Nun zu Ihrer Frage einer Befreiungsmöglichkeit von der Gebührenpflicht, wenn man über keinerlei Empfangsgerät verfügt. Grundsätzlich halte ich diese Frage für berechtigt und ich würde dies auch unterstützen, wenn es praktikabel wäre. Tatsächlich wäre dies aber mit einem enormen und teuren Prüfaufwand verbunden, der nicht zu rechtfertigen wäre. Deshalb und vor dem Hintergrund der oben schon angesprochenen Bedeutung des öffentlich-rechtlichen Rundfunks für unser demokratisches Gemeinwesen halte ich eine generelle Gebührenpflicht für vertretbar. Gerade auch im weltweiten Vergleich kann man feststellen, dass die öffentlich-rechtlichen Sendeanstalten einen unverzichtbaren Beitrag für Qualitätsjournalismus, pluralistische Meinungsbildung sowie Vielfalt und damit für unser demokratisches Gemeinwesen leisten.

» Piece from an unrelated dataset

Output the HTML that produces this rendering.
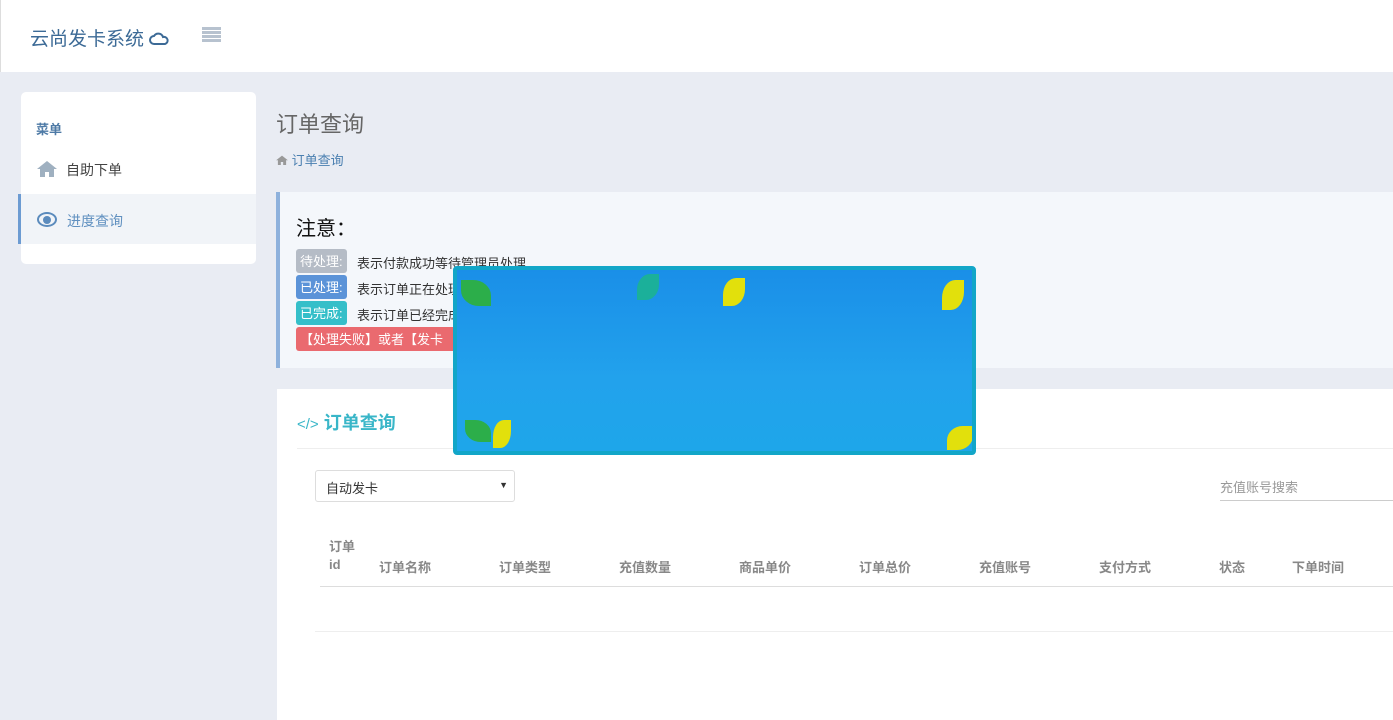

Für die SPD-Bundestagsfraktion ist von besonderer Bedeutung, dass die einkommens-abhängigen Befreiungstatbestände im privaten Bereich insgesamt unverändert bleiben sollen. Für Härtefälle – z.B. der von Ihnen angesprochene Fall, dass man knapp über dem Hartz IV-Satz liegt - werden zusätzliche Befreiungsmöglichkeiten vorgesehen. In § 4 Absatz 6 Fünfzehnter Rundfunkänderungsstaatsvertrag ist dies geregelt. Zuständig dafür sind aber, wie zuvor beschrieben, allein die Länder, die über Übergangsfristen, Gebührenhöhe und Befreiungstatbestände entscheiden müssen. Falls Sie selber betroffen sind, müssten Sie sich direkt an Ihre zuständige Landesrundfunkanstalt wenden.

Grundsätzlich begrüße ich es, dass sich die Länderchefs auf ein tragfähiges Modell einigen konnten. Zugleich hoffe ich, dass die zuständigen Stellen bei begründeten Härtefällen größtmögliches Entgegenkommen zeigen.